• Requirement
Retype the opening lines of the listing below, ending with the line that contains "let activeTab = $state('Forms');", and leave out any pictures.
--- START ---
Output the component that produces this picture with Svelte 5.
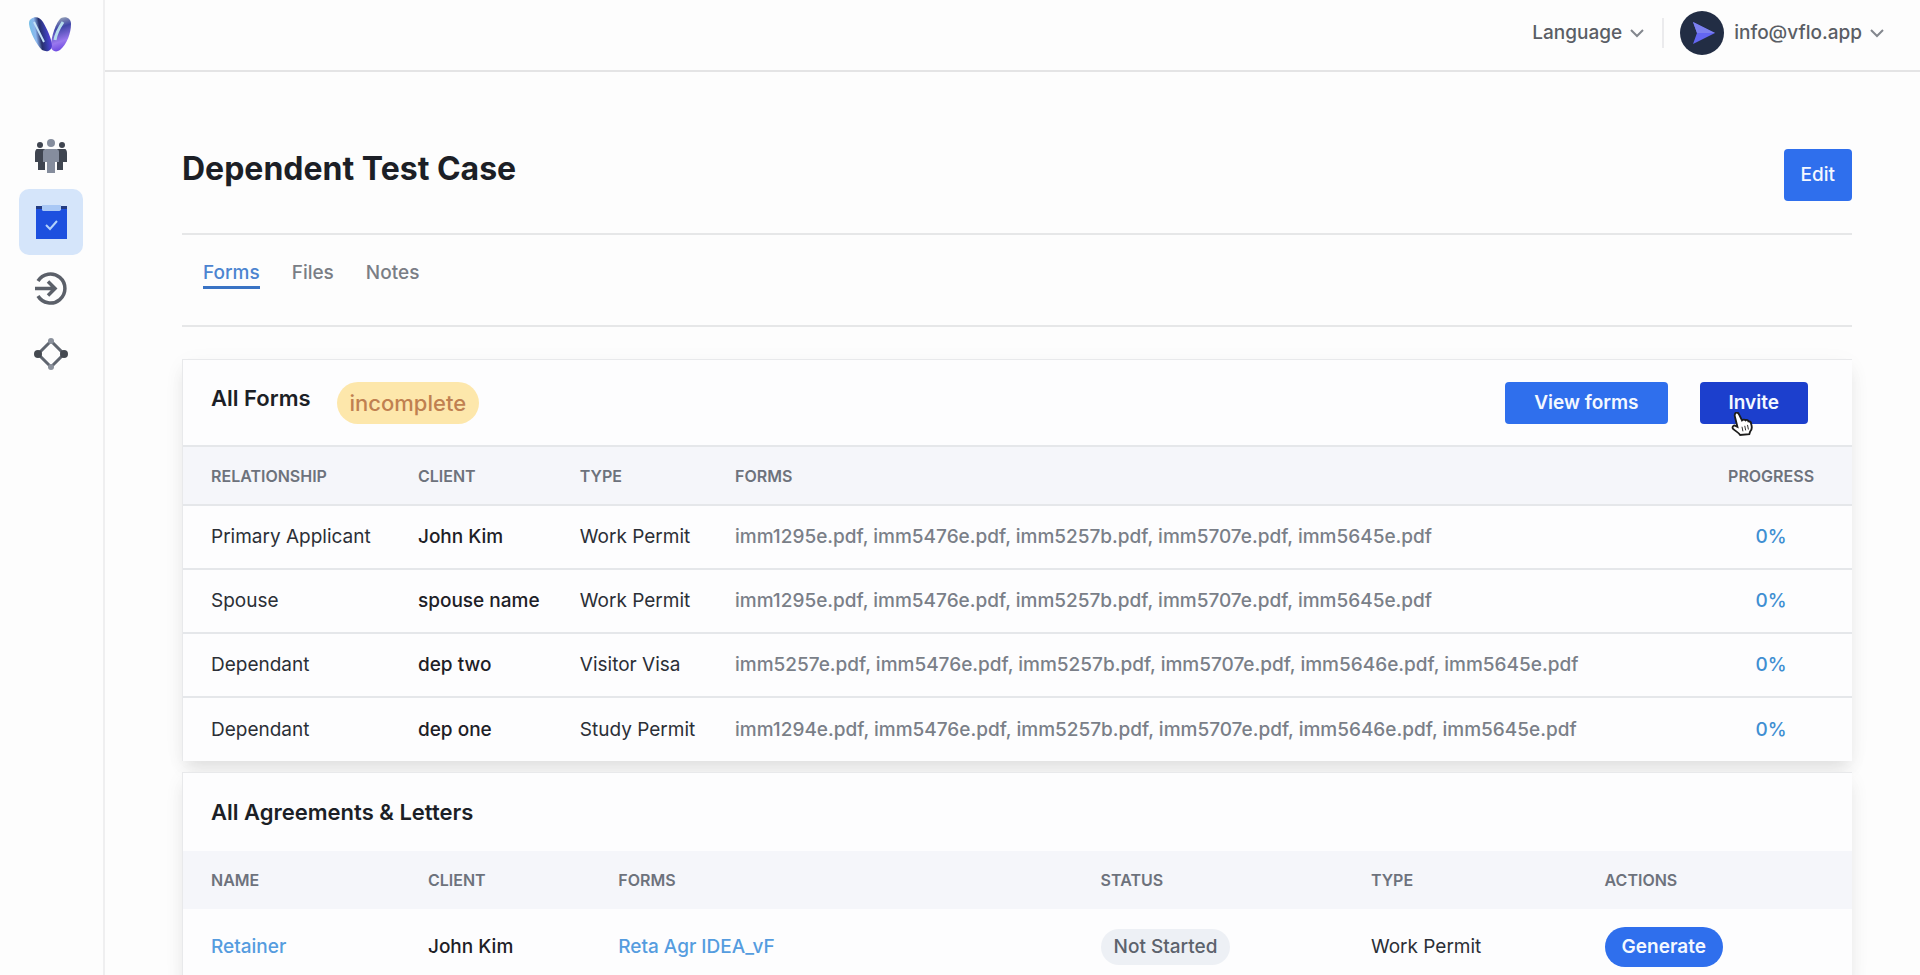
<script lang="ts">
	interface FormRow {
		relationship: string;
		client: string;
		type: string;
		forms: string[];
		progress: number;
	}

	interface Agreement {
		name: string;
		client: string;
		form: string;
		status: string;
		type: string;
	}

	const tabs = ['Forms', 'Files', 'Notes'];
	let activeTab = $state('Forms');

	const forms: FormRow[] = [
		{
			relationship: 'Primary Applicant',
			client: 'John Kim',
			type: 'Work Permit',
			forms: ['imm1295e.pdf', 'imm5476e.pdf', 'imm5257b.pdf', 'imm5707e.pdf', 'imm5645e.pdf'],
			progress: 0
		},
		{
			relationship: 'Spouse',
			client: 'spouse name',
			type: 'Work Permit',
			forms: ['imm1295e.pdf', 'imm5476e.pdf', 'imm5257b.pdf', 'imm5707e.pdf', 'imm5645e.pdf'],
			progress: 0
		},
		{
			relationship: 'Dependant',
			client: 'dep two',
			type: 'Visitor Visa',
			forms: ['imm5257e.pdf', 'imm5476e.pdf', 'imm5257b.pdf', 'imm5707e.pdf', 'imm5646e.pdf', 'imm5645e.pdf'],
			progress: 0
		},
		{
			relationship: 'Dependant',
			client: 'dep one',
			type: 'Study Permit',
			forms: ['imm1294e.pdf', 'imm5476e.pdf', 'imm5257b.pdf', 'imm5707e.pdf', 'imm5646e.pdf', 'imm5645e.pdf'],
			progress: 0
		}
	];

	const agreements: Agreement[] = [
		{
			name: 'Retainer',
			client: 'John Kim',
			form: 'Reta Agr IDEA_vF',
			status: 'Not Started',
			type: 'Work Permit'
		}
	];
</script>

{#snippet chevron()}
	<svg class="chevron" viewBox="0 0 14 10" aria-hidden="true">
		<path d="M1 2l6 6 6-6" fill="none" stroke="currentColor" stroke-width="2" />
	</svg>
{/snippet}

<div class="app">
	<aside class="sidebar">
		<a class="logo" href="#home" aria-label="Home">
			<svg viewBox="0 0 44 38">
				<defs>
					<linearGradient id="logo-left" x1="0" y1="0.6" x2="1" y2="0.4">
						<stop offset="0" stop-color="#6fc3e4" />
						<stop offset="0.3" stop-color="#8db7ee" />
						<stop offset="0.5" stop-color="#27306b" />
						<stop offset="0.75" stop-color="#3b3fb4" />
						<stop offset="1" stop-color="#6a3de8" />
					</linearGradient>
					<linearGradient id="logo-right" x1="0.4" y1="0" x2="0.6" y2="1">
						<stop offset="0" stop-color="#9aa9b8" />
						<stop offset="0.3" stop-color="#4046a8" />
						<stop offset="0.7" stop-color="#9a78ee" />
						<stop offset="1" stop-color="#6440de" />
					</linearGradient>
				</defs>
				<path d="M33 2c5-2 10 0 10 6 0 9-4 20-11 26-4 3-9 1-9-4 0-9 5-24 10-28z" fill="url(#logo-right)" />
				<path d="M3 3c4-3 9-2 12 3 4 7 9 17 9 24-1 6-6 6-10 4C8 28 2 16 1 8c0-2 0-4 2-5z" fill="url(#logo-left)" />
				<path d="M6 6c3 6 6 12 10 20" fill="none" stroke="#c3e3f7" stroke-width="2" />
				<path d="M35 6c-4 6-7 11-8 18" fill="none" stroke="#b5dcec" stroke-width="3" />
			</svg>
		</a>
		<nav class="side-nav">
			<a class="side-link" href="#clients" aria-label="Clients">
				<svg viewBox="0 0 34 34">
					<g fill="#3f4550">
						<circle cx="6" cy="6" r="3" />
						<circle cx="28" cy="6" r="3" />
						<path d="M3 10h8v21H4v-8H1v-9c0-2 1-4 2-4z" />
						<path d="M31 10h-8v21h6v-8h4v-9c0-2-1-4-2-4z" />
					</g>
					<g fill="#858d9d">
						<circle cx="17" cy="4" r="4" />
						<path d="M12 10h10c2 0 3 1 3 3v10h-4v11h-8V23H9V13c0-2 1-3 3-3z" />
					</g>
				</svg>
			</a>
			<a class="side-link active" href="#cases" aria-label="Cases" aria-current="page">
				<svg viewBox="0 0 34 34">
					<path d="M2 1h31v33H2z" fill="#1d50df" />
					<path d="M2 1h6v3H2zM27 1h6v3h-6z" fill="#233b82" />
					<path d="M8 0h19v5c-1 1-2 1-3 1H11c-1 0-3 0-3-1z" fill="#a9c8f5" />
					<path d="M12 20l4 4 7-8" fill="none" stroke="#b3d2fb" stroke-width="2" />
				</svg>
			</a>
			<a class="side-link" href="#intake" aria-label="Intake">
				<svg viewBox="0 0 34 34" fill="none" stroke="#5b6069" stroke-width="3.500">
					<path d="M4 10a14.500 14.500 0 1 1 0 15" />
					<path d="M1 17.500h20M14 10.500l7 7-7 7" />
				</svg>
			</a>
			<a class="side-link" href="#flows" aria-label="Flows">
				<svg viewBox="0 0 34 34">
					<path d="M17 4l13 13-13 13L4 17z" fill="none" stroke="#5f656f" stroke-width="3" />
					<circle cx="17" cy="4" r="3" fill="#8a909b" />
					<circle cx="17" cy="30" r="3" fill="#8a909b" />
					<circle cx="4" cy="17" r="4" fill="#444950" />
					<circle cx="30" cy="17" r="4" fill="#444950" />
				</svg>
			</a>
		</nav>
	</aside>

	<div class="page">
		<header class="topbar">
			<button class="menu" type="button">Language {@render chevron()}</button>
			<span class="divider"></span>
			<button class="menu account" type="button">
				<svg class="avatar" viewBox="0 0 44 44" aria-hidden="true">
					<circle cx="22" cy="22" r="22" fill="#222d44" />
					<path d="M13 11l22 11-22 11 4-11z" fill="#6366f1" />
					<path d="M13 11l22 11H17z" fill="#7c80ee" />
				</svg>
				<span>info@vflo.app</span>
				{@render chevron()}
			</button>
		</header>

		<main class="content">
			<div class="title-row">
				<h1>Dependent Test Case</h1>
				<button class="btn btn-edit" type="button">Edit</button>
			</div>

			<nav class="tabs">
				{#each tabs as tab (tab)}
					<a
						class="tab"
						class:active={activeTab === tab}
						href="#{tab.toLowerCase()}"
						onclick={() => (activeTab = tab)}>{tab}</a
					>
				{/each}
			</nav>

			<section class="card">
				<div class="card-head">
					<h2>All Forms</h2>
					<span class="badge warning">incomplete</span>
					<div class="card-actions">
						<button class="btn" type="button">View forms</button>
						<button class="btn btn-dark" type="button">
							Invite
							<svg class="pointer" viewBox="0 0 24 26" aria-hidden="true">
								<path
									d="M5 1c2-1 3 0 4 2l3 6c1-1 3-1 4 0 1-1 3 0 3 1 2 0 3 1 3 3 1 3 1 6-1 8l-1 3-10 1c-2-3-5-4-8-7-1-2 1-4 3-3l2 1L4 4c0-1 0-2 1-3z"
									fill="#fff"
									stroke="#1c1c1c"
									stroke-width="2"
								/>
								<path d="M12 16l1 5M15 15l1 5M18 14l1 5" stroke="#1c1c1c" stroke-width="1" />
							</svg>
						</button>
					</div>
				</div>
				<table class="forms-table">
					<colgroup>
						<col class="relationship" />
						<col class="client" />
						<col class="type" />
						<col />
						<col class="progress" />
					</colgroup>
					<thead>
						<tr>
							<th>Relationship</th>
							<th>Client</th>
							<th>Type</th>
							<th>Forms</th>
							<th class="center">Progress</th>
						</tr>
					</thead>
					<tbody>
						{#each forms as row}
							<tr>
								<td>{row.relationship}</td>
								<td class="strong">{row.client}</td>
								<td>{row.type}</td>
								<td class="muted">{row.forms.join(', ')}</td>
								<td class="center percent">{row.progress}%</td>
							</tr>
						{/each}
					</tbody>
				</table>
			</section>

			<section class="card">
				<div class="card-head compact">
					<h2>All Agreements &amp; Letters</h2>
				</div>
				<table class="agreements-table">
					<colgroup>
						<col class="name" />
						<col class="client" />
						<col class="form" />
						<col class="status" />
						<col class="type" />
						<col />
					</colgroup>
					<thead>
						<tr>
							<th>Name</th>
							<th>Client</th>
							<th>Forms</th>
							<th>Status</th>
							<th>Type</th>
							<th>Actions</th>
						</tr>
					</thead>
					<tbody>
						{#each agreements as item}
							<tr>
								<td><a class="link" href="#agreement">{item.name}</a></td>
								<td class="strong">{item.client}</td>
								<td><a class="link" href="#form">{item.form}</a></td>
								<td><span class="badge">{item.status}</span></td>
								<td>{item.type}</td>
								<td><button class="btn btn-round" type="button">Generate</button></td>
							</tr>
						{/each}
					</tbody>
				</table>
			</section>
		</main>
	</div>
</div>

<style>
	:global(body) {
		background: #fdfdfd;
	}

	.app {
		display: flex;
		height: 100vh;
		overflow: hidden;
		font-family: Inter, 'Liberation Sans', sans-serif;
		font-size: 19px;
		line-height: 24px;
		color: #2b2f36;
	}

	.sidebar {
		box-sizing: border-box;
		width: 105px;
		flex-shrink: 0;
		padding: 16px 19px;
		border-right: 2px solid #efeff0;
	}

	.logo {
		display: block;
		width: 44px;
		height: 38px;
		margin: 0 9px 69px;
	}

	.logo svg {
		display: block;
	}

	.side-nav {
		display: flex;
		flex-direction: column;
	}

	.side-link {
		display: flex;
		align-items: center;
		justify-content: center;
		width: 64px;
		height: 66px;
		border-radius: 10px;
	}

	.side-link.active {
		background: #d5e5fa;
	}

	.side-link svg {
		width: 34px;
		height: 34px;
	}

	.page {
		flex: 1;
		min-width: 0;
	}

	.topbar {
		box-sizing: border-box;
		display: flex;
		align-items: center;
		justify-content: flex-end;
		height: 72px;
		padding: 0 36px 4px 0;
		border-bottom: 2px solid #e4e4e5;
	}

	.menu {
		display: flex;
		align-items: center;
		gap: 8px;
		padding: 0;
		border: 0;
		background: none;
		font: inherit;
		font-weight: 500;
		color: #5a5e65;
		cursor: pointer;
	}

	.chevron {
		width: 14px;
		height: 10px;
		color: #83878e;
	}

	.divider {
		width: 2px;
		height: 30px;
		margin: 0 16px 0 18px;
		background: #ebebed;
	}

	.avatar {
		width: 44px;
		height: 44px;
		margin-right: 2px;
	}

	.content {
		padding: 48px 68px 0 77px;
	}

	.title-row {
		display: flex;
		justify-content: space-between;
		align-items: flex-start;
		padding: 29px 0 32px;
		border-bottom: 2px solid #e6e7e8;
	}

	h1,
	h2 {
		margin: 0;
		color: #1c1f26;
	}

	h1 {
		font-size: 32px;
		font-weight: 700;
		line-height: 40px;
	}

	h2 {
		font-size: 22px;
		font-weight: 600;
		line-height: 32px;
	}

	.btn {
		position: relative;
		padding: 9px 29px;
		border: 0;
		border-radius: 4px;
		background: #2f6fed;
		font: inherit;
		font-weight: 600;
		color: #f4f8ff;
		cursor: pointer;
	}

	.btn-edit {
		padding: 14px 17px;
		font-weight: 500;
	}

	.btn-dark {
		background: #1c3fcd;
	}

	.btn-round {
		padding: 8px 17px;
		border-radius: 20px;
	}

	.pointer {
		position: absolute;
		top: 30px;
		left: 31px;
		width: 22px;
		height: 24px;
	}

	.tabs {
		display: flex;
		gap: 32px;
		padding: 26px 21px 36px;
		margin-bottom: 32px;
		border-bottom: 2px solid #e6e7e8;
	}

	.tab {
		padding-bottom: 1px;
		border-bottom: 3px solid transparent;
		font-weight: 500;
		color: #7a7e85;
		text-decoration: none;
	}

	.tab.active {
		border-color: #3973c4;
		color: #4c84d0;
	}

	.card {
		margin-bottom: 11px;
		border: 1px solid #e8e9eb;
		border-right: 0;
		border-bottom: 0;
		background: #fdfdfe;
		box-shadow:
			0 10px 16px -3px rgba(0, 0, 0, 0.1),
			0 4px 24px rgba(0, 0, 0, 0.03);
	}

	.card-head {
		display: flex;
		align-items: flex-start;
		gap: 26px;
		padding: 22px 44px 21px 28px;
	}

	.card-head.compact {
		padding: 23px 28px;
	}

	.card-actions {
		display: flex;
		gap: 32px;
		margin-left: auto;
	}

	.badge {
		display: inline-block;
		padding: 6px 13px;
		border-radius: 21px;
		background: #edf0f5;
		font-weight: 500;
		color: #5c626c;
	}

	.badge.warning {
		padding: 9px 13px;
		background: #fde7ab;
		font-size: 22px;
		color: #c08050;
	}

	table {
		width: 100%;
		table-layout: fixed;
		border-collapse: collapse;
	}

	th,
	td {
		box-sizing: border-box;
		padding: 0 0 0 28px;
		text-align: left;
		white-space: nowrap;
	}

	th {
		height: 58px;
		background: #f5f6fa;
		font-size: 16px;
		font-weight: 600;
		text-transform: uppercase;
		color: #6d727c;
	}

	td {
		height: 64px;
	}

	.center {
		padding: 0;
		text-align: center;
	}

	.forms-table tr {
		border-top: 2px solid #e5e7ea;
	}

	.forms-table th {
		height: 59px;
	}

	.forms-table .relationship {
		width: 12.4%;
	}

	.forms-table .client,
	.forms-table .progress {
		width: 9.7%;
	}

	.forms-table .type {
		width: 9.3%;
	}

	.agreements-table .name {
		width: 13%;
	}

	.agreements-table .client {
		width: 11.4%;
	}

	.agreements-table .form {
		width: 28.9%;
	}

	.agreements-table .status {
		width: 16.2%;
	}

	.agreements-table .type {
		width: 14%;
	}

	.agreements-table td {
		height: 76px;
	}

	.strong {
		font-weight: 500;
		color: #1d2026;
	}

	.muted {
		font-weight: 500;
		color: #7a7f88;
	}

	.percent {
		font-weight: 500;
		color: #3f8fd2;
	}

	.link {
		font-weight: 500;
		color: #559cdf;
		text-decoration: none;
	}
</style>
--- END ---
• Full response
Output the component that produces this picture with Svelte 5.
<script lang="ts">
	interface FormRow {
		relationship: string;
		client: string;
		type: string;
		forms: string[];
		progress: number;
	}

	interface Agreement {
		name: string;
		client: string;
		form: string;
		status: string;
		type: string;
	}

	const tabs = ['Forms', 'Files', 'Notes'];
	let activeTab = $state('Forms');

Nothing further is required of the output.